Hack pushes state to review contract
Breach hit data of 598,533 job seekers
The Arkansas Department of Workforce Services is shopping for a new database provider to host and administer the state’s virtual employment tool after nearly 600,000 Arkansans were affected by a data breach in the spring.
The Kansas-based database contractor America’s Job Link Alliance-TS, which has contracted with the state since 2007, reported to the state agency in March that the records of at least 19,000 Arkansas job seekers had been compromised, although it wasn’t clear what data the hackers had extracted.
The state agency now knows the attack affected 598,533 Arkansans, and that hackers obtained private sensitive data, such as Social Security numbers, names and in some cases phone numbers and addresses, spokesman Steven Guntharp said.
The department also said Friday that no one has reported any identity theft related to the compromise.
The Workforce Services Department has contracted with the Kansas company since 2007, when the state
launched its Arkansas JobLink program. The company’s database is a repository for all data submitted by job seekers through the state’s JobLink program, as well as for job programs in 15 other states that have contracts with the company.

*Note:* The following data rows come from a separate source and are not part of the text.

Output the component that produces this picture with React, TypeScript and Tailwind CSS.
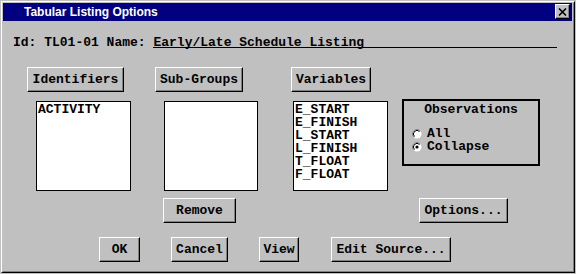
import React from "react";

const mono = "font-['Liberation_Mono',monospace] font-bold text-[13px] text-black";

function Btn({ label, className }: { label: string; className: string }) {
    return (
        <div
            className={`h-[25px] flex items-center justify-center bg-[#c0c0c0] border-t border-l border-white border-r border-b border-r-black border-b-black shadow-[inset_-1px_-1px_0_#808080] leading-[13px] ${className}`}
        >
            {label}
        </div>
    );
}

function ListBox({ items, className }: { items: string[]; className: string }) {
    return (
        <div className={`h-[90px] bg-white border border-black pl-px pt-px leading-[13px] ${className}`}>
            {items.map((it) => (
                <div key={it}>{it}</div>
            ))}
        </div>
    );
}

function Radio({ on }: { on?: boolean }) {
    return (
        <svg width="10" height="10" viewBox="0 0 10 10" className="shrink-0">
            <circle cx="5" cy="5" r="4.5" fill="white" />
            <path d="M1.8 8.2 A4.5 4.5 0 0 1 8.2 1.8" fill="none" stroke="#808080" strokeWidth="1" />
            <path d="M2.5 7.5 A3.5 3.5 0 0 1 7.5 2.5" fill="none" stroke="black" strokeWidth="1" />
            {on && <circle cx="5" cy="5" r="1.6" fill="black" />}
        </svg>
    );
}

export default function App() {
    return (
        <div className="w-[576px] h-[274px] bg-[#c0c0c0] p-px">
            <div className="h-full border-t border-l border-white border-r border-b border-r-black border-b-black">
                <div className="h-full border border-[#c0c0c0] border-r-[#808080] border-b-[#808080]">
                    <div className="h-[18px] mr-px bg-[#000080] flex items-start justify-between">
                        <span className="pl-[21px] leading-[18px] text-[12px] font-bold text-white font-['Liberation_Sans',Arial,sans-serif]">
                            Tabular Listing Options
                        </span>
                        <div className="mt-px mr-[2px] w-[15px] h-[15px] bg-[#c0c0c0] border-t border-l border-white border-r border-b border-r-black border-b-black shadow-[inset_-1px_-1px_0_#808080] flex items-center justify-center">
                            <svg width="9" height="8" viewBox="0 0 9 8">
                                <path d="M1 0.5 L8 7.5 M8 0.5 L1 7.5" stroke="black" strokeWidth="1.6" />
                            </svg>
                        </div>
                    </div>

                    <div className={`${mono}`}>
                        <div className="mt-[17px] ml-[10px] mr-[16px] flex leading-[9px] whitespace-pre">
                            <span>Id: TL01-01 Name: </span>
                            <span className="flex-1 border-b border-black">Early/Late Schedule Listing</span>
                        </div>

                        <div className="mt-[19px] flex items-start">
                            <div className="ml-[24px] flex flex-col">
                                <Btn label="Identifiers" className="w-[97px]" />
                                <ListBox items={["ACTIVITY"]} className="mt-[9px] ml-[9px] w-[95px]" />
                            </div>
                            <div className="ml-[24px] flex flex-col">
                                <Btn label="Sub-Groups" className="w-[88px]" />
                                <ListBox items={[]} className="mt-[9px] ml-[9px] w-[94px]" />
                            </div>
                            <div className="ml-[33px] flex flex-col">
                                <Btn label="Variables" className="w-[80px]" />
                                <ListBox
                                    items={["E_START", "E_FINISH", "L_START", "L_FINISH", "T_FLOAT", "F_FLOAT"]}
                                    className="mt-[9px] ml-[2px] w-[95px]"
                                />
                            </div>
                            <div className="ml-[14px] mt-[32px] w-[138px] h-[67px] border-2 border-black pt-[2px] leading-[13px]">
                                <div className="text-center">Observations</div>
                                <div className="mt-[11px] ml-[8px] flex items-center gap-[5px]">
                                    <Radio />
                                    <span>All</span>
                                </div>
                                <div className="ml-[8px] flex items-center gap-[5px]">
                                    <Radio on />
                                    <span>Collapse</span>
                                </div>
                            </div>
                        </div>

                        <div className="mt-[7px] flex">
                            <Btn label="Remove" className="ml-[160px] w-[73px]" />
                            <Btn label="Options..." className="ml-[183px] w-[89px]" />
                        </div>

                        <div className="mt-[14px] flex">
                            <Btn label="OK" className="ml-[96px] w-[41px]" />
                            <Btn label="Cancel" className="ml-[31px] w-[57px]" />
                            <Btn label="View" className="ml-[31px] w-[40px]" />
                            <Btn label="Edit Source..." className="ml-[32px] w-[120px]" />
                        </div>
                    </div>
                </div>
            </div>
        </div>
    );
}
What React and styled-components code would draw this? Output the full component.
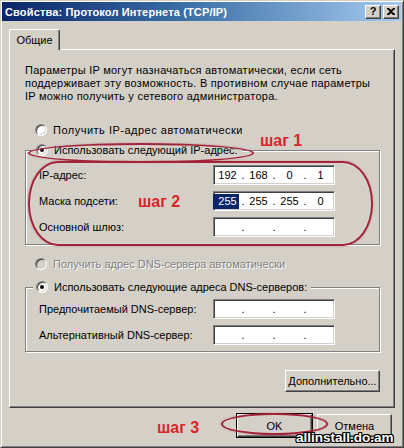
import React from 'react';
import styled, { createGlobalStyle } from 'styled-components';

const GlobalStyle = createGlobalStyle`
  html, body {
    margin: 0;
    padding: 0;
  }
  body {
    background: #d4d0c8;
    font-family: "Liberation Sans", Arial, sans-serif;
    font-size: 11px;
    color: #000;
  }
`;

const Window = styled.div`
  position: relative;
  width: 404px;
  height: 448px;
  box-sizing: border-box;
  background: #d4d0c8;
  border: 1px solid;
  border-color: #d4d0c8 #404040 #404040 #d4d0c8;
  box-shadow: inset 1px 1px #fff, inset -1px -1px #808080;
  padding: 1px 2px 2px 1px;
  display: flex;
  flex-direction: column;
  overflow: hidden;
`;

const TitleBar = styled.div`
  height: 19px;
  display: flex;
  align-items: center;
  padding: 0 2px 0 3px;
  background: linear-gradient(90deg, #0a246a 0%, #3a6ea5 45%, #a6caf0 100%);
`;

const Title = styled.div`
  flex: 1;
  color: #fff;
  font-weight: bold;
  font-size: 11px;
  letter-spacing: 0.15px;
  white-space: nowrap;
`;

const CaptionButton = styled.div`
  width: 16px;
  height: 14px;
  box-sizing: border-box;
  margin-left: ${p => p.$gap || 0}px;
  display: flex;
  align-items: center;
  justify-content: center;
  background: #d4d0c8;
  border: 1px solid;
  border-color: #fff #404040 #404040 #fff;
  box-shadow: inset -1px -1px #808080;
  font-weight: bold;
  font-size: 11px;
  line-height: 1;
`;

const Body = styled.div`
  display: flex;
  flex-direction: column;
  padding: 8px 6px 0 7px;
`;

const TabStrip = styled.div`
  display: flex;
`;

const Tab = styled.div`
  position: relative;
  z-index: 1;
  width: 51px;
  height: 21px;
  box-sizing: border-box;
  margin-bottom: -1px;
  display: flex;
  align-items: center;
  justify-content: center;
  background: #d4d0c8;
  border: 1px solid;
  border-color: #fff #404040 transparent #fff;
  border-bottom: none;
  border-radius: 2px 3px 0 0;
  box-shadow: inset -1px 0 #808080;
`;

const Panel = styled.div`
  height: 359px;
  box-sizing: border-box;
  display: flex;
  flex-direction: column;
  padding: 14px 14px 0 15px;
  border: 1px solid;
  border-color: #fff #404040 #404040 #fff;
  box-shadow: inset -1px -1px #808080;
`;

const Intro = styled.div`
  line-height: 13px;
  letter-spacing: 0.25px;
  white-space: nowrap;
`;

const RadioRow = styled.div`
  display: flex;
  align-items: center;
  height: 14px;
  margin-top: ${p => p.$top}px;
  margin-left: 10px;
  letter-spacing: ${p => p.$spread || 0}px;
  color: ${p => (p.$disabled ? '#808080' : '#000')};
  text-shadow: ${p => (p.$disabled ? '1px 1px 0 #fff' : 'none')};
  white-space: nowrap;
`;

const RadioDot = styled.span`
  position: relative;
  width: 12px;
  height: 12px;
  box-sizing: border-box;
  flex: none;
  margin-right: 6px;
  border-radius: 50%;
  background: ${p => (p.$disabled ? '#d4d0c8' : '#fff')};
  border: 1px solid;
  border-color: #808080 #fff #fff #808080;
  box-shadow: inset 1px 1px #404040, inset -1px -1px #d4d0c8;
  &::after {
    content: '';
    display: ${p => (p.$checked ? 'block' : 'none')};
    position: absolute;
    left: 3px;
    top: 3px;
    width: 4px;
    height: 4px;
    border-radius: 50%;
    background: #000;
  }
`;

const Group = styled.div`
  position: relative;
  margin-top: ${p => p.$top}px;
  padding: ${p => p.$pt}px 0 ${p => p.$pb}px 13px;
  display: flex;
  flex-direction: column;
  gap: 6px;
  border: 1px solid #808080;
  box-shadow: inset 1px 1px #fff, 1px 1px #fff;
`;

const Legend = styled.div`
  position: absolute;
  left: 7px;
  top: -8px;
  height: 14px;
  display: flex;
  align-items: center;
  padding: 0 4px 0 3px;
  background: #d4d0c8;
  white-space: nowrap;
`;

const FieldRow = styled.div`
  display: grid;
  grid-template-columns: 174px 122px;
  align-items: center;
`;

const IpBox = styled.div`
  height: 20px;
  box-sizing: border-box;
  display: grid;
  grid-template-columns: 23px 8px 23px 8px 23px 8px 23px;
  align-items: center;
  padding-left: 2px;
  background: #fff;
  border: 1px solid;
  border-color: #808080 #fff #fff #808080;
  box-shadow: inset 1px 1px #404040, inset -1px -1px #d4d0c8;
`;

const Seg = styled.span`
  text-align: center;
  line-height: 15px;
  color: ${p => (p.$selected ? '#fff' : '#000')};
  background: ${p => (p.$selected ? '#0a246a' : 'transparent')};
  margin-left: ${p => (p.$selected ? '-3px' : '0')};
  padding-left: ${p => (p.$selected ? '3px' : '0')};
`;

const Dot = styled.span`
  text-align: center;
`;

const Button = styled.div`
  width: ${p => p.$w}px;
  height: ${p => p.$h}px;
  box-sizing: border-box;
  display: flex;
  align-items: center;
  justify-content: center;
  background: #d4d0c8;
  border: 1px solid;
  border-color: #fff #404040 #404040 #fff;
  box-shadow: inset -1px -1px #808080;
  outline: ${p => (p.$default ? '1px solid #000' : 'none')};
`;

const AdvancedRow = styled.div`
  display: flex;
  justify-content: flex-end;
  margin-top: 18px;
`;

const Footer = styled.div`
  display: flex;
  justify-content: flex-end;
  gap: 5px;
  margin-top: 6px;
  padding-right: 3px;
`;

const Mark = styled.div`
  position: absolute;
  left: ${p => p.$x}px;
  top: ${p => p.$y}px;
  width: ${p => p.$w}px;
  height: ${p => p.$h}px;
  box-sizing: border-box;
  border: 2px solid #a3243a;
  border-radius: ${p => p.$r};
  box-shadow: 0 0 2px rgba(163, 36, 58, 0.45), inset 0 0 2px rgba(255, 255, 255, 0.5);
  pointer-events: none;
`;

const Step = styled.div`
  position: absolute;
  left: ${p => p.$x}px;
  top: ${p => p.$y}px;
  font-family: "Liberation Sans", Arial, sans-serif;
  font-weight: bold;
  font-size: 16px;
  line-height: 16px;
  color: #d8262a;
  white-space: nowrap;
`;

const Watermark = styled.div`
  position: absolute;
  left: 295px;
  top: 430px;
  font-family: "Liberation Sans", Arial, sans-serif;
  font-weight: bold;
  font-size: 13.5px;
  line-height: 14px;
  color: #fff;
  white-space: nowrap;
  text-shadow:
    -1px -1px 0 #000, 1px -1px 0 #000, -1px 1px 0 #000, 1px 1px 0 #000,
    0 -1px 0 #000, 0 1px 0 #000, -1px 0 0 #000, 1px 0 0 #000;
`;

const Radio = ({ checked, disabled }) => (
  <RadioDot $checked={checked} $disabled={disabled} />
);

const IpField = ({ parts = ['', '', '', ''], selected }) => (
  <IpBox>
    <Seg $selected={selected}>{parts[0]}</Seg>
    <Dot>.</Dot>
    <Seg>{parts[1]}</Seg>
    <Dot>.</Dot>
    <Seg>{parts[2]}</Seg>
    <Dot>.</Dot>
    <Seg>{parts[3]}</Seg>
  </IpBox>
);

const CloseGlyph = () => (
  <svg width="8" height="7" viewBox="0 0 8 7">
    <path d="M0 0h2l2 2 2-2h2v1L5 3.5 8 6v1H6L4 5 2 7H0V6l3-2.5L0 1z" fill="#000" />
  </svg>
);

export default function App() {
  return (
    <>
      <GlobalStyle />
      <Window>
        <TitleBar>
          <Title>Свойства: Протокол Интернета (TCP/IP)</Title>
          <CaptionButton>?</CaptionButton>
          <CaptionButton $gap={2}><CloseGlyph /></CaptionButton>
        </TitleBar>

        <Body>
          <TabStrip>
            <Tab>Общие</Tab>
          </TabStrip>
          <Panel>
            <Intro>
              Параметры IP могут назначаться автоматически, если сеть<br />
              поддерживает эту возможность. В противном случае параметры<br />
              IP можно получить у сетевого администратора.
            </Intro>

            <RadioRow $top={20} $spread={0.5}>
              <Radio />Получить IP-адрес автоматически
            </RadioRow>

            <Group $top={13} $pt={14} $pb={7}>
              <Legend><Radio checked />Использовать следующий IP-адрес:</Legend>
              <FieldRow>
                <span>IP-адрес:</span>
                <IpField parts={['192', '168', '0', '1']} />
              </FieldRow>
              <FieldRow>
                <span>Маска подсети:</span>
                <IpField parts={['255', '255', '255', '0']} selected />
              </FieldRow>
              <FieldRow>
                <span>Основной шлюз:</span>
                <IpField />
              </FieldRow>
            </Group>

            <RadioRow $top={12} $disabled>
              <Radio disabled />Получить адрес DNS-сервера автоматически
            </RadioRow>

            <Group $top={16} $pt={11} $pb={6}>
              <Legend><Radio checked />Использовать следующие адреса DNS-серверов:</Legend>
              <FieldRow>
                <span>Предпочитаемый DNS-сервер:</span>
                <IpField />
              </FieldRow>
              <FieldRow>
                <span>Альтернативный DNS-сервер:</span>
                <IpField />
              </FieldRow>
            </Group>

            <AdvancedRow>
              <Button $w={95} $h={22}>Дополнительно...</Button>
            </AdvancedRow>
          </Panel>

          <Footer>
            <Button $w={75} $h={23} $default>OK</Button>
            <Button $w={75} $h={23}>Отмена</Button>
          </Footer>
        </Body>

        <Mark $x={27} $y={142} $w={226} $h={20} $r="50%" />
        <Mark $x={27} $y={160} $w={345} $h={85} $r="30px / 42px" />
        <Mark $x={220} $y={412} $w={107} $h={22} $r="50%" />
        <Step $x={259} $y={132}>шаг 1</Step>
        <Step $x={137} $y={193}>шаг 2</Step>
        <Step $x={156} $y={419}>шаг 3</Step>
        <Watermark>allinstall.do.am</Watermark>
      </Window>
    </>
  );
}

According to a news release from the company, the data breach scraped or downloaded private information from more than 5.5 million job seekers across 10 of the company’s 16 client states: Alabama, Arkansas, Arizona, Delaware, Idaho, Illinois, Kansas, Maine, Oklahoma and Vermont.
The company issued an “incident call” to the state March 15, one day after the attack was discovered. Arkansas and other states soon after requested assistance from the FBI, which launched an investigation that is ongoing.
This year’s $440,000 contract between Arkansas Department of Workforce Services and America’s Job Link Alliance-TS, which runs
from Dec. 1, 2016, to Nov. 30, 2017, stipulates that the company must inform the department of any security breaches within 30 minutes of them occurring.
The department, however, does not feel the company met that provision of the contract.
“According to the time they gave us and when they let us know, we do not think they notified us within 30 minutes,” Guntharp said.
In response to the incident, Workforce Services Director Daryl Bassett arranged a committee that is shopping for other possible vendors before the contract with America’s Job Link Alliance expires in November.
“We’re actively looking at other vendors,” Guntharp said.
“To say that we’re 100 percent going to continue our contract with them, we just don’t know yet at this time,” he said.
The Arkansas DemocratGazette reported in March that an email signed by company director Christie Bohannon and sent to Workforce Services Department officials said the company
was made aware of a “potential issue” March 12, three days before the state was notified. The company’s investigation continued into the next day, Monday, when it determined that one job seeker was using a bot to access users’ “demographics pages,” and by Tuesday a fix had been implemented.
A week later, the company posted a statement on its website, explaining that a hacker “exploited a misconfiguration in the application code to gain unauthorized access to certain information of other job seekers,” and that the “code misconfiguration” was introduced into the company’s system through a system update in October 2016.
“This misconfiguration has since been eliminated,” the statement said.
The statement also gave an explanation as to why the company appeared slow to notify its clients and the public.
“It was important that AJLA-TS identify the misconfiguration and eliminate it from the system,” the statement said. “The forensic firm’s analysis required
the review of a significant amount of system data. This analysis was needed to confirm that the hacker had actually accessed individuals’ information, so as not to unnecessarily alarm affected individuals.”
Bohannon did not return phone calls Friday seeking response to inquiries about whether the 30-minute notice stipulation in the state’s contract was met.
The Workforce Services Department did not immediately alert people who used JobLink of the security lapse until it could be determined that personal data was stolen.
Arkansas Code Annotated 4-110-105 requires disclosure of system security breaches to “any resident of Arkansas whose unencrypted personal information was, or is reasonably believed to have been, acquired by an unauthorized person.”
The law also allows state agencies or businesses to delay notification if it’s determined that disclosure would harm an ongoing criminal investigation.
Email notifications were later sent to all users with
a valid email account, a notice was placed in the Democrat-Gazette, and a disclaimer was placed on the JobLink website, Guntharp said.
A previous Democrat-Gazette article stated that the personal data could fetch approximately $46,000 on the online black market, according to Blake Townsend, a certified ethical hacker and cybersecurity researcher for the Little Rock company PC Assistance.
The Kansas News Service reported Thursday that the state of Kansas, which regulates the database company, will pay for up to a year of credit monitoring services for victims in nine of the 10 affected states, including Arkansas. Victims residing in Delaware will receive three years of credit monitoring because of contractual obligations to the state, a spokesman told the news service.
America’s Job Link Alliance-TS also recommends that all potentially affected individuals obtain free credit reports at annualcreditreport.com or call (877) 3228228 to review credit reports for any potential fraudulent activity.